## [Task instructions]
Starting at the first line of the data, please print exactly those lines through the one that holds "import clsx from", omitting every picture.
:::::
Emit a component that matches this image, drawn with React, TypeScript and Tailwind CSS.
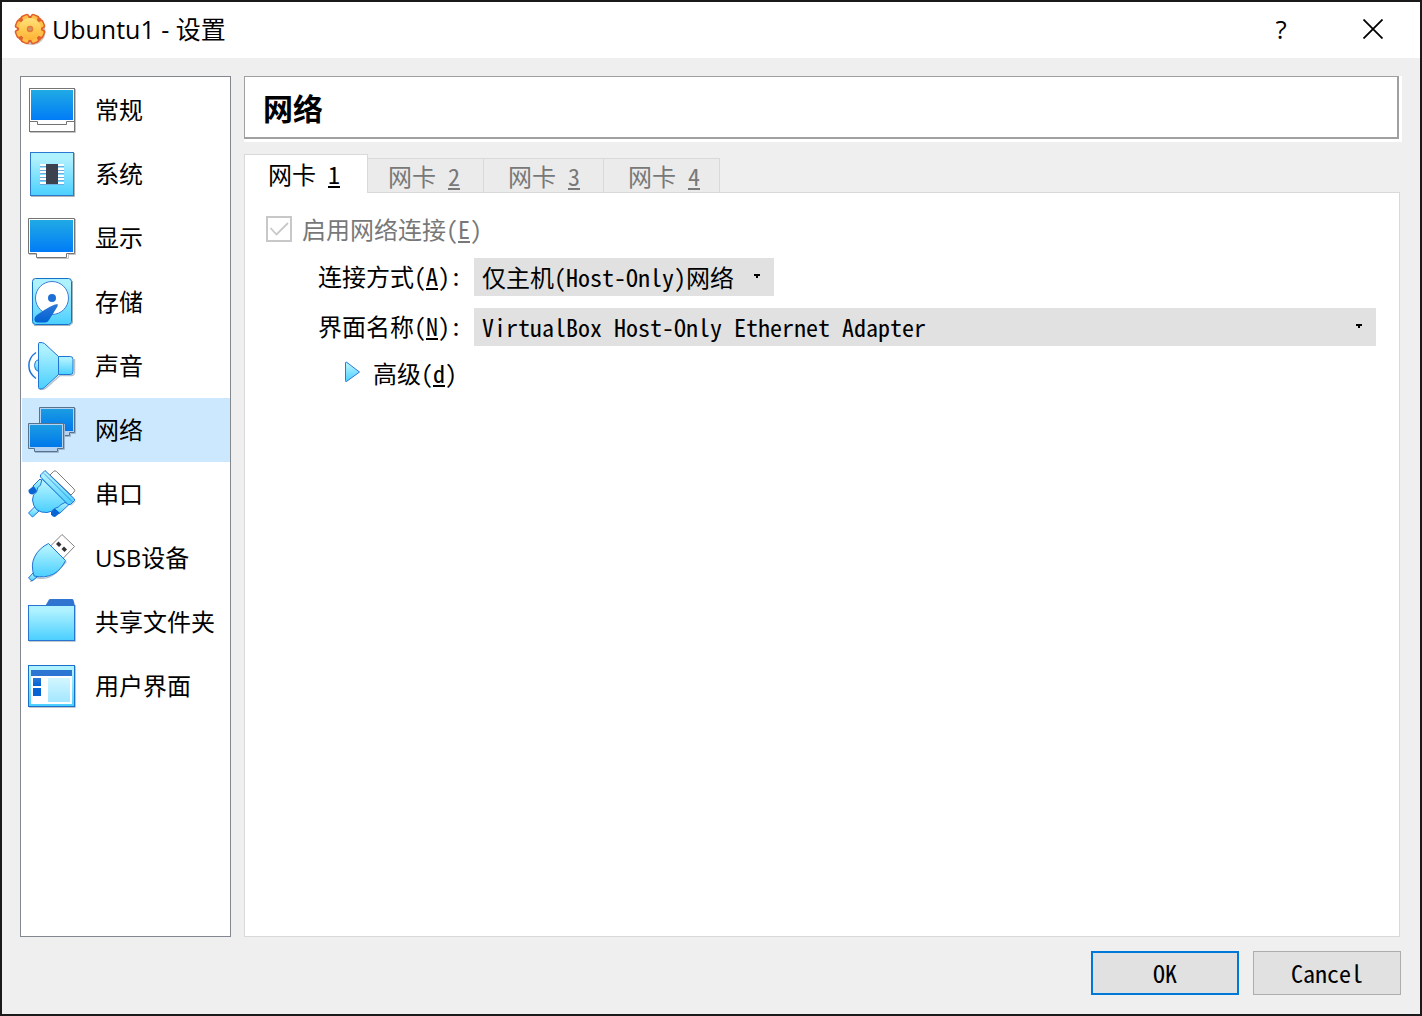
import { useState } from "react";
import type { ReactNode } from "react";
import clsx from "clsx";

interface Category {
  id: string;
  label: string;
  icon: ReactNode;
}

const UI_FONT = "font-['Open_Sans','Noto_Sans_CJK_SC',sans-serif]";
const FORM_FONT = "font-['Noto_Sans_Mono_CJK_SC','Liberation_Mono','Noto_Sans_CJK_SC',monospace] font-light";

// Gradients shared by all the category icons
function IconDefs() {
  return (
    <svg width="0" height="0" className="absolute" aria-hidden="true">
      <defs>
        <linearGradient id="screen" x1="0" y1="0" x2="0" y2="1">
          <stop offset="0" stopColor="#20aae4" />
          <stop offset="1" stopColor="#007cf8" />
        </linearGradient>
        <linearGradient id="screenActive" x1="0" y1="0" x2="0" y2="1">
          <stop offset="0" stopColor="#1b9ce2" />
          <stop offset="1" stopColor="#0078ec" />
        </linearGradient>
        <linearGradient id="sky" x1="0" y1="0" x2="0" y2="1">
          <stop offset="0.15" stopColor="#aef1ff" />
          <stop offset="1" stopColor="#4acfff" />
        </linearGradient>
        <linearGradient id="navy" x1="0" y1="0" x2="0" y2="1">
          <stop offset="0" stopColor="#2f78d6" />
          <stop offset="1" stopColor="#0062d4" />
        </linearGradient>
        <linearGradient id="pane" x1="0" y1="0" x2="0" y2="1">
          <stop offset="0" stopColor="#d2f6ff" />
          <stop offset="1" stopColor="#a4e7ff" />
        </linearGradient>
        <linearGradient id="gear" x1="0" y1="0" x2="0" y2="1">
          <stop offset="0" stopColor="#ffe27c" />
          <stop offset="0.6" stopColor="#ffc64c" />
          <stop offset="1" stopColor="#ffb238" />
        </linearGradient>
      </defs>
    </svg>
  );
}

function Icon({ children }: { children: ReactNode }) {
  return (
    <svg width="48" height="48" viewBox="0 0 48 48" fill="none" className="shrink-0" aria-hidden="true">
      {children}
    </svg>
  );
}

const generalIcon = (
  <Icon>
    <path d="M2 46.5H47.5V3" stroke="#c4c4c4" />
    <rect x="1.5" y="2.5" width="45" height="43" fill="#fff" stroke="#747474" />
    <rect x="3" y="4" width="42" height="30" fill="url(#screen)" />
    <path d="M1.5 35.5H9.5V38.5H38.5V35.5H46.5" stroke="#747474" />
  </Icon>
);

const systemIcon = (
  <Icon>
    <path d="M3 46.5H46.5V3" stroke="#b4b4b4" />
    <rect x="2.5" y="2.5" width="43" height="43" fill="url(#sky)" stroke="#2b78d0" />
    {[14, 18, 21, 25, 28, 32].map((y) => (
      <g key={y}>
        <rect x="12" y={y} width="24" height="2" fill="#fff" />
        <rect x="12" y={y + 2} width="24" height="1" fill="#6cabdf" />
      </g>
    ))}
    <rect x="18" y="14" width="12" height="20" fill="#3b414d" />
  </Icon>
);

const displayIcon = (
  <Icon>
    <path d="M1 40.5H8M40 40.5H47.5V5M9 44.5H40.5V41" stroke="#c4c4c4" />
    <path d="M.5 4.5H46.5V39.5H38.5V43.5H8.5V39.5H.5Z" fill="#fff" stroke="#747474" />
    <rect x="2" y="6" width="43" height="32" fill="url(#screen)" />
  </Icon>
);

const storageIcon = (
  <Icon>
    <path d="M6 47.5H42L44.500 45V3" stroke="#a8b4bc" />
    <rect x="4.5" y=".5" width="39" height="46" rx="3" fill="url(#sky)" stroke="#1570c8" />
    <circle cx="24" cy="20" r="16.5" fill="#fff" stroke="#3a7fd5" />
    <circle cx="24" cy="20" r="4" fill="#1d6fd6" />
    <path d="M29.500 26Q24 26.500 9.500 36.500Q6 39 6.500 42Q7 44.500 10 44.500H17Q19.500 44.500 21 42L29.500 28.500Q30 26 29.500 26Z" fill="url(#navy)" />
  </Icon>
);

const audioIcon = (
  <Icon>
    <path d="M12 47.500Q15 48 18 46L32 33.500H44Q46.500 33 46.500 30V17" stroke="#b5c3cc" strokeWidth="1.500" />
    <path d="M8 10.500C-1.500 17 -1.500 30 8 36.500" stroke="#1f74d6" strokeWidth="1.500" />
    <path d="M10.500 17.500Q6.500 18.500 6.500 23.500T10.500 29.500Z" fill="url(#sky)" stroke="#1f74d6" />
    <path d="M30.500 14.500H42.500Q45 14.500 45 17.500V29.500Q45 32.500 42.500 32.500H30.500Z" fill="url(#sky)" stroke="#1f74d6" />
    <path d="M10.500 1.500Q10.500 .5 12 .5Q15 .5 16.500 1.500L30.500 14.500V32.500L16.500 45.500Q15 47 12 47Q10.500 47 10.500 45.500Z" fill="url(#sky)" stroke="#1f74d6" />
  </Icon>
);

const networkIcon = (
  <Icon>
    <path d="M37 30.500H42.500V27.500H47.500V2" stroke="#9fb6cc" />
    <path d="M11.500 1.500H46.500V26.500H41.500V29.500H11.500Z" fill="#b4d2f2" stroke="#56728f" />
    <rect x="13" y="3" width="32" height="22" fill="url(#screenActive)" />
    <path d="M7 46.500H30.500V43.500H36.500V18" stroke="#9fb6cc" />
    <path d="M.5 17.500H35.500V42.500H29.500V45.500H6.500V42.500H.5Z" fill="#b4d2f2" stroke="#56728f" />
    <rect x="2" y="19" width="32" height="22" fill="url(#screenActive)" />
  </Icon>
);

const serialIcon = (
  <Icon>
    <path d="M22 5L25.500 1.500Q27 0 28.500 1.500L46 19Q47.500 20.500 46 22L43 25Z" fill="#fff" stroke="#7d7d7d" />
    <path d="M12 9L5 16L9.500 22L17 14Z" fill="url(#sky)" stroke="#1f74d6" />
    <path d="M5.500 16L.5 20Q0 22 2 24L4.500 24.500L9.500 22Z" fill="#0864d2" />
    <path d="M34 31L26 38L31.500 43.500L41 34.500Z" fill="url(#sky)" stroke="#1f74d6" />
    <path d="M26 38L23 41.500L23 44.500Q24.500 47 27 47L32 43Z" fill="#0864d2" />
    <path d="M6.500 37L.5 43L4.500 47L11 41Z" fill="url(#sky)" stroke="#1f74d6" />
    <path d="M14 9L12.500 15Q9 17 8.500 22Q4.500 24 4.500 30Q5 36 8.500 39.500Q13 43 19 42.500Q24 42 26.500 38.500Q31 37.500 33 34.500L38 32Z" fill="url(#sky)" stroke="#1f74d6" />
    <path d="M17 .5L12.500 5V7L40 34.500L42.500 34.500L46.500 30.500V29Z" fill="url(#sky)" stroke="#1f74d6" />
    <path d="M16 3.500L44 31.500" stroke="#1f74d6" strokeWidth=".7" />
    <path d="M43 35.500L47.500 31" stroke="#b5b5b5" />
  </Icon>
);

const usbIcon = (
  <Icon>
    <path d="M34 .5L46.500 12.500L34 25.500L21.500 13Z" fill="#fff" stroke="#808080" />
    <path d="M30.500 7.500L33.500 10.500L31 13L28 10Z" fill="#333" />
    <path d="M36 12.500L39 15.500L36.500 18L33.500 15Z" fill="#333" />
    <path d="M2 48L8 43.500Q18 46.500 28 39L38.500 27.500" stroke="#b8c4cc" strokeWidth="1.500" />
    <path d="M5 39L.5 44L4 47L9 43Z" fill="url(#sky)" stroke="#1f74d6" />
    <path d="M20.500 9.500L37.500 26.500Q33 36 25.500 40Q17 44.500 6 42Q2.500 31 6.500 23Q11 14 20.500 9.500Z" fill="url(#sky)" stroke="#1f74d6" />
  </Icon>
);

const folderIcon = (
  <Icon>
    <path d="M1 43.500H47.500V7" stroke="#c0c8cc" />
    <path d="M17.500 7.500L21 1.500Q21.500 1 22.500 1H44Q45 1 45.500 2L47 8Z" fill="#2f74d0" />
    <rect x=".5" y="7.500" width="46" height="35" fill="url(#sky)" stroke="#2876d2" />
  </Icon>
);

const interfaceIcon = (
  <Icon>
    <path d="M1 45.500H47.500V4" stroke="#c0c8cc" />
    <rect x=".5" y="3.500" width="46" height="41" fill="url(#sky)" stroke="#1b70c8" />
    <rect x="3" y="8" width="41" height="34" fill="#fff" />
    <rect x="3" y="8" width="41" height="6" fill="#2d75d3" />
    <rect x="5" y="16" width="8" height="8" fill="url(#navy)" />
    <rect x="5" y="26" width="8" height="8" fill="#0864d2" />
    <rect x="20" y="16" width="22" height="24" fill="url(#pane)" />
  </Icon>
);

const CATEGORIES: Category[] = [
  { id: "general", label: "常规", icon: generalIcon },
  { id: "system", label: "系统", icon: systemIcon },
  { id: "display", label: "显示", icon: displayIcon },
  { id: "storage", label: "存储", icon: storageIcon },
  { id: "audio", label: "声音", icon: audioIcon },
  { id: "network", label: "网络", icon: networkIcon },
  { id: "serial", label: "串口", icon: serialIcon },
  { id: "usb", label: "USB设备", icon: usbIcon },
  { id: "shared", label: "共享文件夹", icon: folderIcon },
  { id: "interface", label: "用户界面", icon: interfaceIcon },
];

const ADAPTERS = [1, 2, 3, 4];

function GearIcon() {
  return (
    <svg width="32" height="32" viewBox="0 0 32 32" fill="none" aria-hidden="true">
      <circle cx="18" cy="18.500" r="13.500" fill="#a89890" opacity="0.6" />
      <rect x="3" y="3" width="26" height="26" rx="8" fill="#e2602a" />
      {[22.5, 67.5, 112.5, 157.5].map((angle) => (
        <rect key={angle} x="11.500" y=".5" width="9" height="31" rx="2.500" fill="#e2602a" transform={`rotate(${angle} 16 16)`} />
      ))}
      {[22.5, 67.5, 112.5, 157.5].map((angle) => (
        <rect key={angle} x="13" y="2" width="6" height="28" rx="1.500" fill="#ffc04a" transform={`rotate(${angle} 16 16)`} />
      ))}
      <circle cx="16" cy="16" r="11" fill="url(#gear)" />
      <circle cx="16" cy="16" r="2.500" fill="#c99a72" stroke="#e57a35" strokeWidth="1.500" />
    </svg>
  );
}

function TitleBar() {
  return (
    <header className="flex h-14 items-center bg-white pr-px pb-[2px] pl-3">
      <GearIcon />
      <h1 className="ml-[6px] flex-1 text-[25px] leading-8">Ubuntu1 - 设置</h1>
      <button type="button" aria-label="帮助" className="flex h-12 w-[92px] items-center justify-center text-[26px] leading-8">
        ?
      </button>
      <button type="button" aria-label="关闭" className="flex h-12 w-[92px] items-center justify-center">
        <svg width="20" height="20" viewBox="0 0 20 20" fill="none" aria-hidden="true">
          <path d="M.5.5L19.500 19.500M19.500.5L.5 19.500" stroke="#000" strokeWidth="1.800" />
        </svg>
      </button>
    </header>
  );
}

function Sidebar({ active, onSelect }: { active: string; onSelect: (id: string) => void }) {
  return (
    <nav className="w-[211px] shrink-0 border border-[#828790] bg-white pt-px pl-px">
      {CATEGORIES.map((c) => (
        <button
          key={c.id}
          type="button"
          onClick={() => onSelect(c.id)}
          className={clsx("flex h-16 w-full items-center gap-[19px] pl-[6px] text-left text-[24px] leading-8", c.id === active && "bg-[#cce8ff]")}
        >
          {c.icon}
          <span>{c.label}</span>
        </button>
      ))}
    </nav>
  );
}

// Underlined accelerator key inside a label
function Key({ children }: { children: ReactNode }) {
  return <u className="decoration-2 underline-offset-2">{children}</u>;
}

function SelectBox({ id, className, children }: { id: string; className?: string; children: ReactNode }) {
  return (
    <div className={clsx("relative", className)}>
      <select id={id} className="h-[38px] w-full appearance-none bg-[#e1e1e1] pr-10 pl-2 text-[24px]">
        {children}
      </select>
      <svg width="6" height="4" viewBox="0 0 6 4" className="pointer-events-none absolute top-4 right-[14px]" aria-hidden="true">
        <path d="M0 0H6V2H4V4H2V2H0Z" fill="#000" />
      </svg>
    </div>
  );
}

function NetworkPage() {
  const [tab, setTab] = useState(1);

  return (
    <>
      <div role="tablist" className="z-10 mt-3 flex h-[39px] items-start text-[24px] leading-8">
        {ADAPTERS.map((n) => (
          <button
            key={n}
            type="button"
            role="tab"
            aria-selected={n === tab}
            onClick={() => setTab(n)}
            className={clsx(
              "border-t border-r border-[#d9d9d9] whitespace-pre last:pr-[19px]",
              n === tab ? "relative z-10 -mr-1 h-[39px] border-l bg-white pr-[27px] pb-px pl-[23px]" : "mt-1 h-[34px] bg-[#ebebeb] pr-[23px] pl-6 text-[#787878]"
            )}
          >
            网卡 <Key>{n}</Key>
          </button>
        ))}
      </div>
      <div role="tabpanel" className="-mt-px mr-[2px] flex-1 border border-[#d9d9d9] bg-white pt-[23px] pr-[23px] pl-[21px]">
        <div className="flex h-[26px] items-center gap-[10px] text-[#787878]">
          <span className="relative size-[26px]">
            <input id="enable" type="checkbox" checked disabled className="block size-[26px] appearance-none border-2 border-[#c8c8c8] bg-white" />
            <svg width="26" height="26" viewBox="0 0 26 26" fill="none" className="pointer-events-none absolute inset-0" aria-hidden="true">
              <path d="M4.500 12L10.500 18.500L22 7" stroke="#c8c8c8" strokeWidth="1.800" />
            </svg>
          </span>
          <label htmlFor="enable" className="text-[24px] leading-8">
            启用网络连接(<Key>E</Key>)
          </label>
        </div>
        <div className="mt-4 ml-[52px] grid grid-cols-[144px_1fr] items-center gap-3 text-[24px] leading-8">
          <label htmlFor="attached" className="pb-[2px] whitespace-nowrap">
            连接方式(<Key>A</Key>):
          </label>
          <SelectBox id="attached" className="w-[300px]">
            <option>仅主机(Host-Only)网络</option>
          </SelectBox>
          <label htmlFor="name" className="pb-[2px] whitespace-nowrap">
            界面名称(<Key>N</Key>):
          </label>
          <SelectBox id="name">
            <option>VirtualBox Host-Only Ethernet Adapter</option>
          </SelectBox>
        </div>
        <button type="button" className="mt-[11px] ml-[78px] flex h-8 items-center gap-3 text-[24px] leading-8">
          <svg width="17" height="22" viewBox="0 0 17 22" fill="none" className="mb-[2px]" aria-hidden="true">
            <path d="M1.500 1.500Q2 .5 3 1.500L15.500 11L2.500 20.500Q1.500 21 1.500 19.500Z" fill="url(#sky)" stroke="#2b78d6" />
          </svg>
          <span>
            高级(<Key>d</Key>)
          </span>
        </button>
      </div>
    </>
  );
}

export default function App() {
  const [active, setActive] = useState("network");
  const title = CATEGORIES.find((c) => c.id === active)?.label;

  return (
    <div className={clsx("flex min-h-screen flex-col border-2 border-[#1a1a1a] bg-[#efefef] text-black", UI_FONT)}>
      <IconDefs />
      <TitleBar />
      <div className="flex flex-1 gap-[13px] pt-[18px] pr-[18px] pl-[18px]">
        <Sidebar active={active} onSelect={setActive} />
        <main className={clsx("flex min-w-0 flex-1 flex-col", FORM_FONT)}>
          <div className="border-r-3 border-b-3 border-white">
            <h2 className="flex h-[63px] items-center border-t border-r-2 border-b-2 border-l border-[#a0a0a0] bg-white pl-[18px] text-[30px] leading-10 font-bold">
              {title}
            </h2>
          </div>
          <NetworkPage />
        </main>
      </div>
      <footer className={clsx("flex justify-end gap-[14px] pt-[14px] pr-[19px] pb-[19px] text-[24px] leading-8", FORM_FONT)}>
        <button type="button" className="h-11 w-[148px] border-2 border-[#0078d7] bg-[#e1e1e1]">
          OK
        </button>
        <button type="button" className="h-11 w-[148px] border border-[#adadad] bg-[#e1e1e1]">
          Cancel
        </button>
      </footer>
    </div>
  );
}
:::::
## [Final result]
Emit a component that matches this image, drawn with React, TypeScript and Tailwind CSS.
import { useState } from "react";
import type { ReactNode } from "react";
import clsx from "clsx";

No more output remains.